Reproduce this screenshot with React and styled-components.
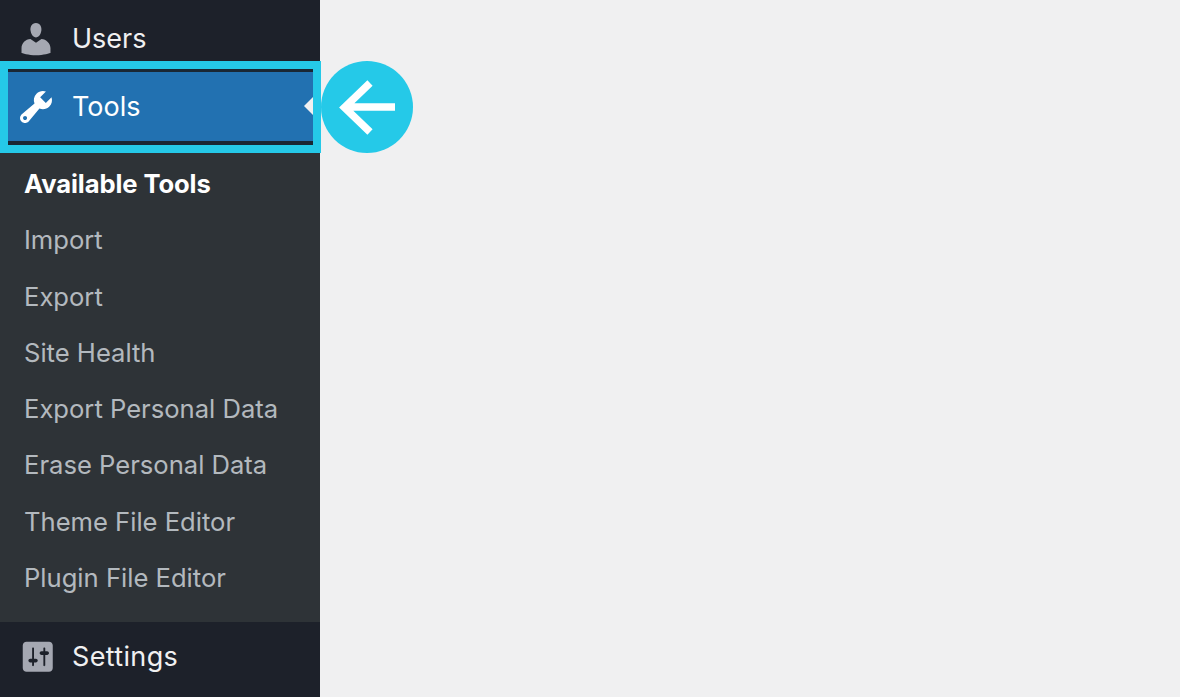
import React from 'react';
import styled, { createGlobalStyle } from 'styled-components';

const GlobalStyle = createGlobalStyle`
  html, body {
    margin: 0;
    padding: 0;
    height: 100%;
    overflow: hidden;
    background: #f0f0f1;
    font-family: Inter, "Liberation Sans", sans-serif;
  }
`;

const Page = styled.div`
  position: relative;
  display: flex;
  width: 1180px;
  height: 697px;
  overflow: hidden;
  background: #f0f0f1;
`;

const Sidebar = styled.nav`
  display: flex;
  flex-direction: column;
  width: 320px;
  height: 697px;
  background: #1d212a;
`;

const MenuRow = styled.div`
  display: flex;
  align-items: center;
  height: ${props => props.height}px;
  padding: ${props => props.pad};
  box-sizing: border-box;
  flex-shrink: 0;
  color: #f0f0f1;
  font-size: 27px;
  letter-spacing: ${props => props.spacing || '0'};
`;

const MenuIcon = styled.svg`
  width: ${props => props.size || 40}px;
  height: ${props => props.size || 40}px;
  margin: ${props => props.gutter || '0 16px 0 0'};
  flex-shrink: 0;
  fill: ${props => props.color || '#a5a8b2'};
`;

const Highlight = styled.div`
  box-sizing: border-box;
  width: 321px;
  height: 92px;
  flex-shrink: 0;
  border: 8px solid #25c9e8;
  background: #1a2734;
  padding: 3px 0 4px;
`;

const ActiveItem = styled.div`
  position: relative;
  display: flex;
  align-items: center;
  height: 69px;
  padding-left: 8px;
  background: #2271b1;
  color: #fff;
  font-size: 27px;

  &::after {
    content: '';
    position: absolute;
    right: 0;
    top: 25px;
    border: 9px solid transparent;
    border-left-width: 0;
    border-right-color: #f0f0f1;
  }
`;

const Submenu = styled.ul`
  flex: 1;
  margin: 0;
  padding: 2.3px 0 16px;
  list-style: none;
  background: #2e3337;
`;

const SubItem = styled.li`
  display: flex;
  align-items: center;
  height: 56.3px;
  padding-left: 24px;
  color: ${props => (props.$current ? '#fff' : 'rgba(240, 246, 252, 0.7)')};
  font-size: 25.6px;
  font-weight: ${props => (props.$current ? 700 : 400)};
  letter-spacing: ${props => (props.$current ? '-0.1px' : '0')};
  white-space: nowrap;
`;

const ArrowBadge = styled.div`
  position: absolute;
  left: 321px;
  top: 61px;
  display: flex;
  align-items: center;
  justify-content: center;
  width: 92px;
  height: 92px;
  border-radius: 50%;
  background: #25c9e8;
`;

const subItems = [
  'Import',
  'Export',
  'Site Health',
  'Export Personal Data',
  'Erase Personal Data',
  'Theme File Editor',
  'Plugin File Editor',
];

const App = () => (
  <>
    <GlobalStyle />
    <Page>
      <Sidebar>
        <MenuRow height={61} pad="16px 0 0 16px">
          <MenuIcon viewBox="0 0 20 20">
            <path d="M10 9.25c-2.27 0-2.73-3.44-2.73-3.44C7 4.02 7.82 2 9.97 2c2.16 0 2.98 2.02 2.71 3.81 0 0-.41 3.44-2.68 3.44zm0 2.57L12.72 10c2.39 0 4.52 2.33 4.52 4.53v2.49s-3.65 1.13-7.24 1.13c-3.65 0-7.24-1.13-7.24-1.13v-2.49c0-2.25 1.94-4.49 4.47-4.49z" />
          </MenuIcon>
          Users
        </MenuRow>
        <Highlight>
          <ActiveItem>
            <MenuIcon viewBox="0 0 20 20" color="#fff">
              <path d="M16.68 9.77c-1.34 1.34-3.3 1.67-4.95.99l-5.41 6.52c-.99.99-2.59.99-3.58 0s-.99-2.59 0-3.58l6.52-5.42c-.68-1.65-.35-3.61.99-4.95 1.28-1.28 3.12-1.62 4.72-1.06l-2.89 2.89 2.82 2.82 2.86-2.87c.53 1.58.18 3.39-1.08 4.66zM3.81 16.21c.4.39 1.04.39 1.43 0 .4-.4.4-1.04 0-1.43-.39-.4-1.03-.4-1.43 0-.39.39-.39 1.03 0 1.43z" />
            </MenuIcon>
            Tools
          </ActiveItem>
        </Highlight>
        <Submenu>
          <SubItem $current>Available Tools</SubItem>
          {subItems.map(item => (
            <SubItem key={item}>{item}</SubItem>
          ))}
        </Submenu>
        <MenuRow height={75} pad="0 0 6px 16px" spacing="0.35px">
          <MenuIcon viewBox="0 0 20 20" size={37.5} gutter="0 16px 0 2.5px">
            <path d="M18 16V4c0-1.1-.9-2-2-2H4c-1.1 0-2 .9-2 2v12c0 1.1.9 2 2 2h12c1.1 0 2-.9 2-2zM8 11h1c.55 0 1 .45 1 1s-.45 1-1 1H8v1.5c0 .28-.22.5-.5.5s-.5-.22-.5-.5V13H6c-.55 0-1-.45-1-1s.45-1 1-1h1V5.5c0-.28.22-.5.5-.5s.5.22.5.5V11zm5-2h-1c-.55 0-1-.45-1-1s.45-1 1-1h1V5.5c0-.28.22-.5.5-.5s.5.22.5.5V7h1c.55 0 1 .45 1 1s-.45 1-1 1h-1v5.5c0 .28-.22.5-.5.5s-.5-.22-.5-.5V9z" />
          </MenuIcon>
          Settings
        </MenuRow>
      </Sidebar>
      <ArrowBadge>
        <svg width="60" height="60" viewBox="0 0 60 60" fill="none" stroke="#fff" strokeWidth="7.5">
          <path d="M58 30H10M33 6L7.5 30.5 33 55" />
        </svg>
      </ArrowBadge>
    </Page>
  </>
);

export default App;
== == ==
▶ What the exercise asks: What is needed is an exact reproduction of the data, pictures excluded.

▶ Exercise answer:
Reproduce this screenshot with React and styled-components.
import React from 'react';
import styled, { createGlobalStyle } from 'styled-components';

const GlobalStyle = createGlobalStyle`
  html, body {
    margin: 0;
    padding: 0;
    height: 100%;
    overflow: hidden;
    background: #f0f0f1;
    font-family: Inter, "Liberation Sans", sans-serif;
  }
`;

const Page = styled.div`
  position: relative;
  display: flex;
  width: 1180px;
  height: 697px;
  overflow: hidden;
  background: #f0f0f1;
`;

const Sidebar = styled.nav`
  display: flex;
  flex-direction: column;
  width: 320px;
  height: 697px;
  background: #1d212a;
`;

const MenuRow = styled.div`
  display: flex;
  align-items: center;
  height: ${props => props.height}px;
  padding: ${props => props.pad};
  box-sizing: border-box;
  flex-shrink: 0;
  color: #f0f0f1;
  font-size: 27px;
  letter-spacing: ${props => props.spacing || '0'};
`;

const MenuIcon = styled.svg`
  width: ${props => props.size || 40}px;
  height: ${props => props.size || 40}px;
  margin: ${props => props.gutter || '0 16px 0 0'};
  flex-shrink: 0;
  fill: ${props => props.color || '#a5a8b2'};
`;

const Highlight = styled.div`
  box-sizing: border-box;
  width: 321px;
  height: 92px;
  flex-shrink: 0;
  border: 8px solid #25c9e8;
  background: #1a2734;
  padding: 3px 0 4px;
`;

const ActiveItem = styled.div`
  position: relative;
  display: flex;
  align-items: center;
  height: 69px;
  padding-left: 8px;
  background: #2271b1;
  color: #fff;
  font-size: 27px;

  &::after {
    content: '';
    position: absolute;
    right: 0;
    top: 25px;
    border: 9px solid transparent;
    border-left-width: 0;
    border-right-color: #f0f0f1;
  }
`;

const Submenu = styled.ul`
  flex: 1;
  margin: 0;
  padding: 2.3px 0 16px;
  list-style: none;
  background: #2e3337;
`;

const SubItem = styled.li`
  display: flex;
  align-items: center;
  height: 56.3px;
  padding-left: 24px;
  color: ${props => (props.$current ? '#fff' : 'rgba(240, 246, 252, 0.7)')};
  font-size: 25.6px;
  font-weight: ${props => (props.$current ? 700 : 400)};
  letter-spacing: ${props => (props.$current ? '-0.1px' : '0')};
  white-space: nowrap;
`;

const ArrowBadge = styled.div`
  position: absolute;
  left: 321px;
  top: 61px;
  display: flex;
  align-items: center;
  justify-content: center;
  width: 92px;
  height: 92px;
  border-radius: 50%;
  background: #25c9e8;
`;

const subItems = [
  'Import',
  'Export',
  'Site Health',
  'Export Personal Data',
  'Erase Personal Data',
  'Theme File Editor',
  'Plugin File Editor',
];

const App = () => (
  <>
    <GlobalStyle />
    <Page>
      <Sidebar>
        <MenuRow height={61} pad="16px 0 0 16px">
          <MenuIcon viewBox="0 0 20 20">
            <path d="M10 9.25c-2.27 0-2.73-3.44-2.73-3.44C7 4.02 7.82 2 9.97 2c2.16 0 2.98 2.02 2.71 3.81 0 0-.41 3.44-2.68 3.44zm0 2.57L12.72 10c2.39 0 4.52 2.33 4.52 4.53v2.49s-3.65 1.13-7.24 1.13c-3.65 0-7.24-1.13-7.24-1.13v-2.49c0-2.25 1.94-4.49 4.47-4.49z" />
          </MenuIcon>
          Users
        </MenuRow>
        <Highlight>
          <ActiveItem>
            <MenuIcon viewBox="0 0 20 20" color="#fff">
              <path d="M16.68 9.77c-1.34 1.34-3.3 1.67-4.95.99l-5.41 6.52c-.99.99-2.59.99-3.58 0s-.99-2.59 0-3.58l6.52-5.42c-.68-1.65-.35-3.61.99-4.95 1.28-1.28 3.12-1.62 4.72-1.06l-2.89 2.89 2.82 2.82 2.86-2.87c.53 1.58.18 3.39-1.08 4.66zM3.81 16.21c.4.39 1.04.39 1.43 0 .4-.4.4-1.04 0-1.43-.39-.4-1.03-.4-1.43 0-.39.39-.39 1.03 0 1.43z" />
            </MenuIcon>
            Tools
          </ActiveItem>
        </Highlight>
        <Submenu>
          <SubItem $current>Available Tools</SubItem>
          {subItems.map(item => (
            <SubItem key={item}>{item}</SubItem>
          ))}
        </Submenu>
        <MenuRow height={75} pad="0 0 6px 16px" spacing="0.35px">
          <MenuIcon viewBox="0 0 20 20" size={37.5} gutter="0 16px 0 2.5px">
            <path d="M18 16V4c0-1.1-.9-2-2-2H4c-1.1 0-2 .9-2 2v12c0 1.1.9 2 2 2h12c1.1 0 2-.9 2-2zM8 11h1c.55 0 1 .45 1 1s-.45 1-1 1H8v1.5c0 .28-.22.5-.5.5s-.5-.22-.5-.5V13H6c-.55 0-1-.45-1-1s.45-1 1-1h1V5.5c0-.28.22-.5.5-.5s.5.22.5.5V11zm5-2h-1c-.55 0-1-.45-1-1s.45-1 1-1h1V5.5c0-.28.22-.5.5-.5s.5.22.5.5V7h1c.55 0 1 .45 1 1s-.45 1-1 1h-1v5.5c0 .28-.22.5-.5.5s-.5-.22-.5-.5V9z" />
          </MenuIcon>
          Settings
        </MenuRow>
      </Sidebar>
      <ArrowBadge>
        <svg width="60" height="60" viewBox="0 0 60 60" fill="none" stroke="#fff" strokeWidth="7.5">
          <path d="M58 30H10M33 6L7.5 30.5 33 55" />
        </svg>
      </ArrowBadge>
    </Page>
  </>
);

export default App;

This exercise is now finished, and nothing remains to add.